Successivamente, tutti i giocatori presenti ad Orlando si sono riuniti per decidere il da farsi. Pare che il più infuriato tra i giocatori fosse proprio Lebron James che ha chiesto a gran voce la chiusura anticipata del torneo, appoggiato dai cestisti delle due squadre di Los Angeles, i Lakers e i Clippers, che hanno votato per la sospensione definitiva. Lo stesso Lebron era stato tra i primi ad appoggiare le proteste del movimento Black Lives Matters, scatenate dalla morte dell’afroamericano George Floyd.  

Non è un caso che la protesta nasca proprio dal basket americano, infatti la federazione NBA conta oltre l’80% di giocatori afroamericani. Ma ad appoggiare il nuovo movimento sono stati anche dirigenti e società: “Alcuni valori sono più grandi del basket – ha dichiarato il vicepresidente e figlio del coproprietario dei Milwaukee Bucks – La posizione assunta oggi dai giocatori e dall’organizzazione dimostra che siamo stufi. Quando è troppo è troppo. Il cambiamento deve avvenire. Sono incredibilmente orgoglioso dei nostri ragazzi e siamo al 100% con i nostri giocatori pronti ad assisterli e a portare avanti un vero cambiamento”.

La vicenda non poteva che coinvolgere anche i vertici della politica statunitense, con il presidente Trump che è intervenuto sull’argomento dichiarando: “L’Nba è diventata come un’organizzazione politica”. Di ben altro avviso Joe Biden, candidato democratico alle prossime presidenziali USA: “Questo non è il momento di restare in silenzio.
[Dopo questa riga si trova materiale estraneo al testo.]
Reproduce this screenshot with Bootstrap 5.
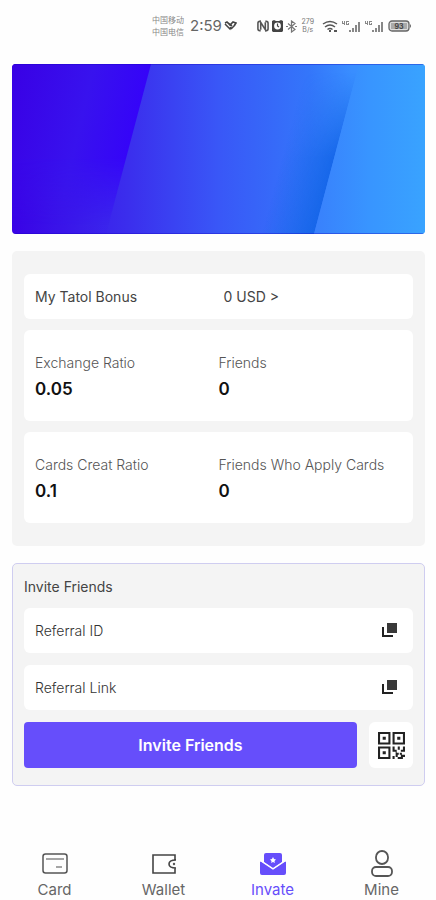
<!DOCTYPE html>
<html lang="en">
<head>
<meta charset="utf-8">
<meta name="viewport" content="width=device-width, initial-scale=1">
<title>Invite Friends</title>
<link href="https://cdn.jsdelivr.net/npm/bootstrap@5.3.0/dist/css/bootstrap.min.css" rel="stylesheet">
<style>
body { font-family: Inter, "Noto Sans CJK SC", sans-serif; font-size: 14px; line-height: 20px; color: #444; background: #fefefe; }
.status { height: 52px; padding: 0 24px 0 152px; color: #666; }
.carrier { font-size: 8px; line-height: 12px; color: #888; }
.speed { font-size: 7px; line-height: 8px; color: #777; }
.clock { font-size: 15px; }
.pair { gap: 2px; }
main { padding: 12px 11px 0 12px; }
.banner { height: 170px; border-radius: 4px; }
.panel { background: #f4f4f4; border-radius: 5px; margin-top: 17px; padding: 23px 12px; }
.stack { gap: 11px; }
.tile { background: #fff; border-radius: 6px; padding: 0 11px; }
.bonus { height: 45px; }
.bonus .amount { padding-left: 5px; }
.stat { padding: 22px 11px 17px; }
.stat dt { line-height: 22px; font-weight: 300; color: #555; }
.stat dd { font-size: 17px; line-height: 30px; font-weight: 600; color: #111; }
.invite { border: 1px solid #cfcdf0; padding: 12px 11px 17px; }
.invite h2 { font-size: 14px; line-height: 22px; font-weight: 400; margin-bottom: 10px; }
.form-stack { gap: 12px; }
.field { height: 45px; }
.field input { font-size: 14px; font-weight: 300; color: #333; }
.field input::placeholder { color: #333; opacity: 1; }
.go { height: 46px; background: #664efb; border-radius: 4px; font-size: 16px; font-weight: 600; color: #fff; }
.go:hover { background: #563ef0; color: #fff; }
.qr { width: 44px; height: 46px; background: #fff; border-radius: 6px; }
.tabs { height: 57px; font-size: 15px; }
.tabs a { color: #666; gap: 3px; padding-top: 6px; }
.tabs a.current { color: #664efb; }
svg { display: block; }
</style>
<script src="https://cdn.jsdelivr.net/npm/bootstrap@5.3.0/dist/js/bootstrap.bundle.min.js"></script>
</head>
<body class="min-vh-100 d-flex flex-column">
<header class="status d-flex align-items-center justify-content-between">
  <div class="d-flex align-items-center pair">
    <div class="carrier">中国移动<br>中国电信</div>
    <div class="clock ps-1">2:59</div>
    <svg width="13" height="10" viewBox="0 0 13 10" fill="none" stroke="#444" stroke-width="1.6"><path d="M1 2l2-1 3 3 3-3 3 1-2 3M1 3l5 5 1-2M4 2l4 3M7 8l4-4"/></svg>
  </div>
  <div class="d-flex align-items-center gap-1">
    <div class="d-flex align-items-center pair">
      <svg width="12" height="12" viewBox="0 0 13 12" fill="none" stroke="#555" stroke-width="1.7"><path d="M4 1H3Q1 1 1 3v6q0 2 2 2h1M9 1h1q2 0 2 2v6q0 2-2 2H9"/><path d="M4 10V2l5 8V2"/></svg>
      <svg width="13" height="12" viewBox="0 0 13 12"><path d="M1 1l2-1 2 1h3l2-1 2 1v10l-1 1H2L1 11z" fill="#444"/><circle cx="6.500" cy="6" r="3.400" fill="#fff"/><path d="M6.500 3.500V6L8 7" stroke="#444" stroke-width="1.200" fill="none"/></svg>
      <svg width="11" height="13" viewBox="0 0 11 13" fill="none" stroke="#777" stroke-width="1.200"><path d="M2 3.500l7 6-3.500 2.500V1L9 3.500l-7 6M0 6.500h2M9 6.500h2"/></svg>
    </div>
    <div class="speed text-center">279<br>B/s</div>
    <svg class="ms-1" width="16" height="13" viewBox="0 0 16 13" fill="none" stroke="#555" stroke-width="1.500"><path d="M1 4q7-5 14 0M3 7q5-4 10 0M5.500 9.500q2.500-2 5 0"/><path d="M7 11h2M12 11h3" stroke-width="2"/></svg>
    <svg width="19" height="13" viewBox="0 0 19 13" fill="#888"><path d="M0 1h1v2h1V1h1v4H2V4H0zM4 1h3v1H5v2h1V3h1v2H4zM7 10h2v2H7zM10 8h2v4h-2zM13 5h2v7h-2zM16 2h2v10h-2z"/></svg>
    <svg width="19" height="13" viewBox="0 0 19 13" fill="#888"><path d="M0 1h1v2h1V1h1v4H2V4H0zM4 1h3v1H5v2h1V3h1v2H4zM7 10h2v2H7zM10 8h2v4h-2zM13 5h2v7h-2zM16 2h2v10h-2z"/></svg>
    <svg width="24" height="12" viewBox="0 0 24 12"><rect x="1" y="1" width="20" height="10" rx="3" fill="#ddd" stroke="#666" stroke-width="1.300"/><rect x="3" y="3" width="16" height="6" fill="#aaa"/><path d="M22 4q2 2 0 4" fill="#666"/><text x="11" y="9" text-anchor="middle" font-size="7" font-weight="700" fill="#444">93</text></svg>
  </div>
</header>

<main class="flex-grow-1">
  <svg class="banner w-100" viewBox="0 0 413 170" preserveAspectRatio="none" aria-hidden="true">
    <defs>
      <linearGradient id="base"><stop offset="0" stop-color="#3902e6"/><stop offset=".28" stop-color="#3b2eed"/><stop offset=".5" stop-color="#3957f7"/><stop offset=".72" stop-color="#3476fa"/><stop offset=".82" stop-color="#398dff"/><stop offset="1" stop-color="#39a3ff"/></linearGradient>
      <linearGradient id="left" gradientUnits="userSpaceOnUse" x1="0" y1="0" x2="130" y2="30"><stop offset="0" stop-color="#3900e5"/><stop offset=".6" stop-color="#3812ee"/><stop offset="1" stop-color="#3504f8"/></linearGradient>
      <linearGradient id="leftfade" x2="0" y2="1"><stop offset=".55" stop-color="#fff"/><stop offset=".95" stop-color="#fff" stop-opacity=".05"/></linearGradient>
      <mask id="leftmask"><rect width="413" height="170" fill="url(#leftfade)"/></mask>
      <linearGradient id="shade" gradientUnits="userSpaceOnUse" x1="270" y1="95" x2="326" y2="110"><stop offset="0" stop-color="#1263e6" stop-opacity="0"/><stop offset="1" stop-color="#1263e6"/></linearGradient>
      <linearGradient id="shadefade" x2="0" y2="1"><stop offset=".05" stop-color="#fff" stop-opacity="0"/><stop offset=".55" stop-color="#fff"/></linearGradient>
      <mask id="shademask"><rect width="413" height="170" fill="url(#shadefade)"/></mask>
      <linearGradient id="right" gradientUnits="userSpaceOnUse" x1="302" y1="0" x2="413" y2="0"><stop offset="0" stop-color="#3980fc"/><stop offset=".5" stop-color="#3895ff"/><stop offset="1" stop-color="#39a3ff"/></linearGradient>
    </defs>
    <rect width="413" height="170" fill="url(#base)"/>
    <path d="M0 0H139L94 170H0z" fill="url(#left)" mask="url(#leftmask)"/>
    <path d="M250 0H347L302 170H220z" fill="url(#shade)" mask="url(#shademask)"/>
    <path d="M347 0H413V170H302z" fill="url(#right)"/>
    <path d="M0 169.500H413M0 .5H413" stroke="#1400bd" stroke-opacity=".35"/>
  </svg>

  <section class="panel stack d-grid">
    <div class="tile bonus row g-0 align-items-center">
      <div class="col-6">My Tatol Bonus</div>
      <a class="col-6 amount text-reset text-decoration-none" href="#">0 USD &gt;</a>
    </div>
    <dl class="tile stat row g-0 mb-0">
      <div class="col-6"><dt>Exchange Ratio</dt><dd class="mb-0">0.05</dd></div>
      <div class="col-6"><dt>Friends</dt><dd class="mb-0">0</dd></div>
    </dl>
    <dl class="tile stat row g-0 mb-0">
      <div class="col-6"><dt>Cards Creat Ratio</dt><dd class="mb-0">0.1</dd></div>
      <div class="col-6 text-nowrap"><dt>Friends Who Apply Cards</dt><dd class="mb-0">0</dd></div>
    </dl>
  </section>

  <section class="panel invite">
    <h2>Invite Friends</h2>
    <div class="form-stack d-flex flex-column">
      <div class="tile field d-flex align-items-center">
        <input class="form-control-plaintext p-0" type="text" placeholder="Referral ID" aria-label="Referral ID" readonly>
        <button class="btn p-1" type="button" aria-label="Copy referral ID"><svg width="15" height="15" viewBox="0 0 15 15"><path d="M5 0h10v10H5z" fill="#393939"/><path d="M1 4v9h10" fill="none" stroke="#222" stroke-width="2"/></svg></button>
      </div>
      <div class="tile field d-flex align-items-center">
        <input class="form-control-plaintext p-0" type="text" placeholder="Referral Link" aria-label="Referral Link" readonly>
        <button class="btn p-1" type="button" aria-label="Copy referral link"><svg width="15" height="15" viewBox="0 0 15 15"><path d="M5 0h10v10H5z" fill="#393939"/><path d="M1 4v9h10" fill="none" stroke="#222" stroke-width="2"/></svg></button>
      </div>
      <div class="form-stack d-flex">
        <button class="btn go flex-grow-1 border-0 p-0" type="button">Invite Friends</button>
        <button class="btn qr border-0 p-0 d-flex align-items-center justify-content-center" type="button" aria-label="Show QR code">
          <svg width="27" height="27" viewBox="0 0 26 26" fill="#222"><path fill-rule="evenodd" d="M0 0h12v12H0zM2 2v8h8V2zM14 0h12v12H14zM16 2v8h8V2zM0 14h12v12H0zM2 16v8h8v-8z"/><path d="M4.500 4.500h3v3h-3zM18.500 4.500h3v3h-3zM4.500 18.500h3v3h-3zM14 14h2v3h2v3h2v2h-3v-3h-3zM19 14h2v3h-2zM24 14h2v5h-4v-2h2zM14 23h2v3h-2zM17 22h2v2h-2zM21 20h2v2h3v2h-2v2h-5v-2h3v-2h-1z"/></svg>
        </button>
      </div>
    </div>
  </section>
</main>

<nav class="tabs d-flex text-center" aria-label="Main">
  <a class="col-3 d-flex flex-column align-items-center text-decoration-none" href="#"><svg width="26" height="28" viewBox="0 0 26 28" fill="none" stroke="#555" stroke-width="1.500"><rect x="1" y="5" width="24" height="19" rx="2.500"/><path d="M4 10h18M14 18h6" stroke="#888"/></svg>Card</a>
  <a class="col-3 d-flex flex-column align-items-center text-decoration-none" href="#"><svg width="26" height="28" viewBox="0 0 26 28" fill="none" stroke="#444" stroke-width="1.600"><path d="M24 11V6H2v18h22v-5M25 11q-7 0-7 4t7 4"/><circle cx="23" cy="15" r=".4"/></svg>Wallet</a>
  <a class="col-3 current d-flex flex-column align-items-center text-decoration-none" href="#" aria-current="page"><svg width="26" height="28" viewBox="0 0 26 28" fill="#664efb"><path d="M6 4h14q2 0 2 2v7l-9 6-9-6V6q0-2 2-2z"/><path d="M0 13q1-1 2 0l11 7 11-7q1-1 2 0v11q0 2-2 2H2q-2 0-2-2z"/><path d="M1 12l12 8 12-8" fill="none" stroke="#fff" stroke-width="1.200"/><path d="M13 8l1 2 2 .5-1.500 1.500.3 2-1.800-1-1.800 1 .3-2L10 10.500l2-.5z" fill="#fff"/></svg>Invate</a>
  <a class="col-3 d-flex flex-column align-items-center text-decoration-none" href="#"><svg width="26" height="28" viewBox="0 0 26 28" fill="none" stroke="#555" stroke-width="1.800"><rect x="7" y="2" width="12" height="13" rx="6"/><rect x="3" y="18" width="20" height="9" rx="4"/></svg>Mine</a>
</nav>
</body>
</html>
Questo momento richiede una leadership morale – afferma Biden – e questi giocatori hanno dato la loro risposta alzandosi in piedi, facendo sentire la propria voce e usando il loro ruolo a fin di bene”. 

Alla fine la federazione ha trovato un accordo per permettere la chiusura del campionato e ha concordato una serie di azioni concrete per continuare a portare avanti la protesta.